Все взгляды невольно обратились к Люсиль.
— Объяснитесь, сударыни, — холодно предложила мадам Анжелье-старшая.
— Нам говорили, что офицер ведет себя исключительно корректно.
— Да, так оно и есть.
— Люди видели, и не раз, что он говорит с вами с исключительной вежливостью, не так ли?
— Со мной он не говорит, — высокомерно сообщила мадам Анжелье. — Я бы этого не потерпела. Признаю, что подобное поведение неразумно (на слове «неразумно» она сделала ударение), мне на это уже указали, но я мать военнопленного и в этом качестве за все золото мира не могу не видеть в каждом из этих господ смертельного врага. Но есть люди более… как бы это выразиться?., более гибкие, более, возможно, реалистичные… к ним, в частности, принадлежит моя невестка…

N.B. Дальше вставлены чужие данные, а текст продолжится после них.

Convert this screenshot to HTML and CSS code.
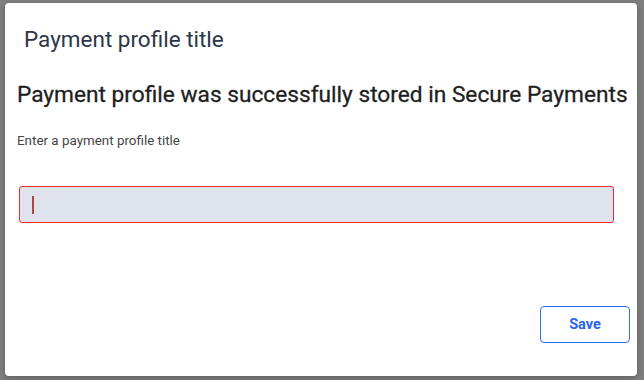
FILE: index.html
```html
<!DOCTYPE html>
<html lang="en">
<head>
    <meta charset="UTF-8">
    <meta name="viewport" content="width=device-width, initial-scale=1.0">
    <title>Payment profile title</title>
    <link rel="stylesheet" href="styles.css">
</head>
<body>
    <div class="backdrop">
        <div class="modal">
            <div class="modal-header">
                <h2>Payment profile title</h2>
            </div>

            <div class="modal-body">
                <h1>Payment profile was successfully stored in Secure Payments</h1>
                <label class="field-label">Enter a payment profile title</label>
                <div class="title-input">
                    <span class="caret"></span>
                </div>
            </div>

            <div class="modal-footer">
                <button class="save-button">Save</button>
            </div>
        </div>
    </div>
</body>
</html>
```

FILE: styles.css
```css
* {
    margin: 0;
    padding: 0;
    box-sizing: border-box;
}

body {
    font-family: Roboto, 'Liberation Sans', sans-serif;
    color: #222;
    background: #7f7f7f;
    width: 644px;
    height: 380px;
    overflow: hidden;
}

.backdrop {
    padding: 3px 7px 4px 5px;
    height: 380px;
}

.modal {
    background: white;
    border-radius: 4px;
    height: 373px;
    box-shadow: 0 2px 6px rgba(0, 0, 0, 0.25);
    display: flex;
    flex-direction: column;
}

.modal-header {
    padding: 22px 19px 0;
}

.modal-header h2 {
    font-size: 22.5px;
    font-weight: 400;
    color: #2d3648;
    line-height: 28px;
}

.modal-body {
    padding: 0 12px;
    flex: 1;
}

.modal-body h1 {
    font-size: 22.7px;
    font-weight: 400;
    color: #1f1f1f;
    line-height: 30px;
    margin-top: 27px;
    white-space: nowrap;
    -webkit-text-stroke: 0.3px #1f1f1f;
}

.field-label {
    display: block;
    font-size: 13.4px;
    color: #444;
    margin-top: 22px;
    line-height: 18px;
}

.title-input {
    margin: 36px 0 0 2px;
    width: 595px;
    height: 37px;
    background: #dfe3eb;
    border: 1px solid #f02a2a;
    border-radius: 3px;
    display: flex;
    align-items: center;
    padding-left: 12px;
}

.caret {
    width: 2px;
    height: 18px;
    background: #b04444;
}

.modal-footer {
    display: flex;
    justify-content: flex-end;
    padding: 0 7px 33px;
}

.save-button {
    width: 90px;
    height: 37px;
    background: white;
    border: 1px solid #2f6ef8;
    border-radius: 4px;
    color: #2862f0;
    font-family: inherit;
    font-size: 14.5px;
    font-weight: 700;
    cursor: pointer;
}
```
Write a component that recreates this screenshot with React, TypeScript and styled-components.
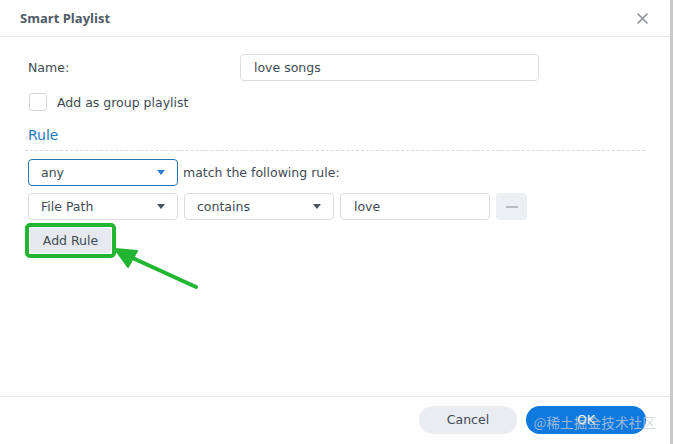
import React from 'react';
import styled, { createGlobalStyle } from 'styled-components';

const GlobalStyle = createGlobalStyle`
  html, body { margin: 0; padding: 0; background: #fff; }
  body { font-family: "DejaVu Sans", Verdana, sans-serif; }
  * { box-sizing: border-box; }
`;

const Screen = styled.div`
  width: 673px;
  height: 444px;
  display: flex;
  flex-direction: row;
  overflow: hidden;
`;

const Dialog = styled.div`
  flex: 1;
  display: flex;
  flex-direction: column;
  background: #fff;
  position: relative;
`;

const EdgeShade = styled.div`
  width: 3px;
  background: #c8c8c8;
`;

const Header = styled.div`
  height: 37px;
  display: flex;
  align-items: center;
  justify-content: space-between;
  padding: 0 22px 0 20px;
  border-bottom: 1px solid #e4e6e9;
`;

const Title = styled.div`
  font-family: "Open Sans", "Noto Sans", sans-serif;
  font-weight: 700;
  font-size: 13px;
  color: #505b66;
`;

const Close = styled.svg`
  width: 11px;
  height: 11px;
`;

const Body = styled.div`
  flex: 1;
  padding: 17px 24px 0 28px;
  display: flex;
  flex-direction: column;
`;

const FieldRow = styled.div`
  display: grid;
  grid-template-columns: 212px 299px;
  align-items: center;
  height: 27px;
`;

const Label = styled.span`
  font-size: 12.5px;
  color: #414b55;
`;

const TextInput = styled.div<{ $width: number }>`
  width: ${p => p.$width}px;
  height: 27px;
  border: 1px solid #d9dde2;
  border-radius: 4px;
  padding: 0 0 0 13px;
  display: flex;
  align-items: center;
  font-size: 12.5px;
  color: #414b55;
  background: #fff;
`;

const CheckRow = styled.label`
  display: flex;
  align-items: center;
  gap: 10px;
  margin-top: 12px;
  height: 18px;
  padding-left: 1px;
`;

const CheckBox = styled.span`
  width: 18px;
  height: 18px;
  border: 1px solid #d3d7dc;
  border-radius: 3px;
  background: #fff;
`;

const SectionTitle = styled.div`
  margin-top: 16px;
  font-size: 14px;
  color: #1d7ac0;
  padding-bottom: 7px;
  border-bottom: 1px dashed #d4d7db;
  margin-left: -3px;
  padding-left: 3px;
  margin-right: 1px;
`;

const RuleRow = styled.div<{ $top: number }>`
  display: flex;
  align-items: center;
  gap: 6px;
  margin-top: ${p => p.$top}px;
`;

const Select = styled.div<{ $active?: boolean }>`
  width: 150px;
  height: 27px;
  border: 1px solid ${p => (p.$active ? '#2b73b0' : '#d9dde2')};
  border-radius: 4px;
  padding: 0 10px 0 12px;
  display: flex;
  align-items: center;
  justify-content: space-between;
  font-size: 12.5px;
  color: #414b55;
  background: #fff;
`;

const Caret = styled.span<{ $active?: boolean }>`
  width: 0;
  height: 0;
  border-left: 4.5px solid transparent;
  border-right: 4.5px solid transparent;
  border-top: 5px solid ${p => (p.$active ? '#2b7fd0' : '#4a545e')};
  margin-right: 2px;
`;

const RuleText = styled.span`
  font-size: 12.5px;
  color: #414b55;
  margin-left: -1px;
`;

const MinusButton = styled.div`
  width: 31px;
  height: 27px;
  border-radius: 4px;
  background: #eceff3;
  display: flex;
  align-items: center;
  justify-content: center;
  &::before {
    content: '';
    width: 12px;
    height: 2px;
    background: #b6bcc3;
  }
`;

const Highlight = styled.div`
  margin-top: 3px;
  margin-left: -3px;
  width: 91px;
  height: 35px;
  border: 4px solid #22b531;
  border-radius: 5px;
  padding: 1px;
`;

const GreyButton = styled.div`
  width: 100%;
  height: 100%;
  border-radius: 2px;
  background: #e6eaf0;
  display: flex;
  align-items: center;
  justify-content: center;
  font-size: 12.5px;
  color: #414b55;
`;

const Pointer = styled.svg`
  position: absolute;
  left: 108px;
  top: 243px;
  width: 95px;
  height: 50px;
`;

const Footer = styled.div`
  height: 48px;
  border-top: 1px solid #e4e6e9;
  display: flex;
  align-items: center;
  justify-content: flex-end;
  gap: 9px;
  padding: 0 24px 2px 0;
`;

const PillButton = styled.div<{ $primary?: boolean }>`
  width: ${p => (p.$primary ? 120 : 98)}px;
  height: 28px;
  border-radius: 14px;
  background: ${p => (p.$primary ? '#0f79e0' : '#e9edf2')};
  color: ${p => (p.$primary ? '#fff' : '#414b55')};
  display: flex;
  align-items: center;
  justify-content: center;
  font-size: 12.5px;
`;

const Watermark = styled.div`
  position: absolute;
  right: 14px;
  bottom: 12px;
  font-family: "Noto Sans CJK SC", sans-serif;
  font-size: 13.5px;
  color: rgba(200, 205, 212, 0.75);
  letter-spacing: 0.2px;
  pointer-events: none;
`;

export default function App() {
  return (
    <>
      <GlobalStyle />
      <Screen>
        <Dialog>
          <Header>
            <Title>Smart Playlist</Title>
            <Close viewBox="0 0 11 11">
              <path d="M1 1 L10 10 M10 1 L1 10" stroke="#8a9097" strokeWidth="1.6" strokeLinecap="round" />
            </Close>
          </Header>
          <Body>
            <FieldRow>
              <Label>Name:</Label>
              <TextInput $width={299}>love songs</TextInput>
            </FieldRow>
            <CheckRow>
              <CheckBox />
              <Label>Add as group playlist</Label>
            </CheckRow>
            <SectionTitle>Rule</SectionTitle>
            <RuleRow $top={8}>
              <Select $active>
                any
                <Caret $active />
              </Select>
              <RuleText>match the following rule:</RuleText>
            </RuleRow>
            <RuleRow $top={7}>
              <Select>
                File Path
                <Caret />
              </Select>
              <Select>
                contains
                <Caret />
              </Select>
              <TextInput $width={150}>love</TextInput>
              <MinusButton />
            </RuleRow>
            <Highlight>
              <GreyButton>Add Rule</GreyButton>
            </Highlight>
          </Body>
          <Pointer viewBox="0 0 95 50">
            <path d="M88 44 L18 12" stroke="#22b531" strokeWidth="4" strokeLinecap="round" />
            <path d="M7 6 L29 8 L20 24 Z" fill="#22b531" stroke="#22b531" strokeWidth="2" strokeLinejoin="round" />
          </Pointer>
          <Footer>
            <PillButton>Cancel</PillButton>
            <PillButton $primary>OK</PillButton>
          </Footer>
          <Watermark>@稀土掘金技术社区</Watermark>
        </Dialog>
        <EdgeShade />
      </Screen>
    </>
  );
}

— Да, я отвечаю нашему постояльцу, когда он ко мне обращается, — подтвердила Люсиль.
— И вы правы, тысячу раз правы! — воскликнула мадам Перрен. — И на вас, дорогая крошка, все мои надежды! Речь идет о нашем бедном доме. Он разорен, не так ли?
— Я видела только сад… сквозь решетку…
— Дорогое дитя мое, не могли бы вы помочь нам вернуть кое-какие вещи, которые там находятся и для нас особенно дороги?
— Я, сударыня? Но каким образом?
— Не отказывайте. Речь идет о том, чтобы пойти к этим господам и походатайствовать за нас. Я нисколько не сомневаюсь, что все может быть разбито, сожжено, но надеюсь, что вандализм имеет свои пределы и можно получить портреты, семейные письма или кое-что из мебели, имеющее ценность лишь как память.
— Мадам, обратитесь сами к немцам, которые занимают дом и…
— Никогда, — ответила мадам Перрен, выпрямляясь во весь рост. — Никогда я не переступлю порога собственного дома, раз его занял враг. Это вопрос самоуважения и… чувств. Они убили моего сына, мальчика, который поступил в Политехнический в шестерке первых. Сегодня я с дочерьми переночую в номере гостиницы «Для путешественников». А завтра, если вы сможете, постарайтесь разыскать для нас кое-какие вещицы, я дам вам список и буду вечно вам благодарна. Если я окажусь лицом к лицу с немцем — я-то себя знаю! — могу запеть даже «Марсельезу», — сказала мадам Перрен, и голос у нее угрожающе завибрировал, — и меня отправят в какой-нибудь прусский лагерь. Нет, это не будет для меня бесчестьем, но у меня дочери. Я должна беречь себя для семьи. И я прошу вас, бесценная Люсиль, сделать для меня, что возможно.
— Вот список, — сказала младшая дочь госпожи Перрен.
Она развернула листок бумаги и прочитала: «Фарфоровый тазик и кувшин для воды с нашим вензелем, украшенные бабочками; корзинка для салата; чайный сервиз белый с золотом из 28 предметов, у сахарницы потеряна крышечка; два дедушкиных портрета: 1. на коленях кормилицы, 2. на смертном ложе; оленьи рога из прихожей, память о моем дяде Адольфе; бабулина тарелочка для каши (фарфоровая с позолоченным серебром); папина запасная вставная челюсть, он забыл ее в туалетной; черное с розовым канапе из гостиной. В левом ящике письменного стола (ключ прилагаю): страничка первых прописей моего брата; письма папы к маме из госпиталя, когда он находился на излечении в Вителе в 1924 году (письма перевязаны розовой шелковой ленточкой); все наши портреты».
Читала она в гробовом молчании. Мадам Перрен под своей вуалью тихо плакала.
— Тяжело, очень тяжело лишаться реликвий, которыми так дорожишь. Я прошу вас, дорогая Люсиль, не пожалейте усилий. Будьте красноречивы, ловки…
Люсиль посмотрела на свекровь.
— Этот… военный, — начала мадам Анжелье с трудом размыкая губы, — еще не вернулся. Сегодня вечером вы его не увидите, Люсиль, но завтра утром вы можете обратиться к нему и попросить помочь.
— Обещаю. Сделаю непременно.
Мадам Перрен привлекла Люсиль к себе и обняла руками в черных перчатках.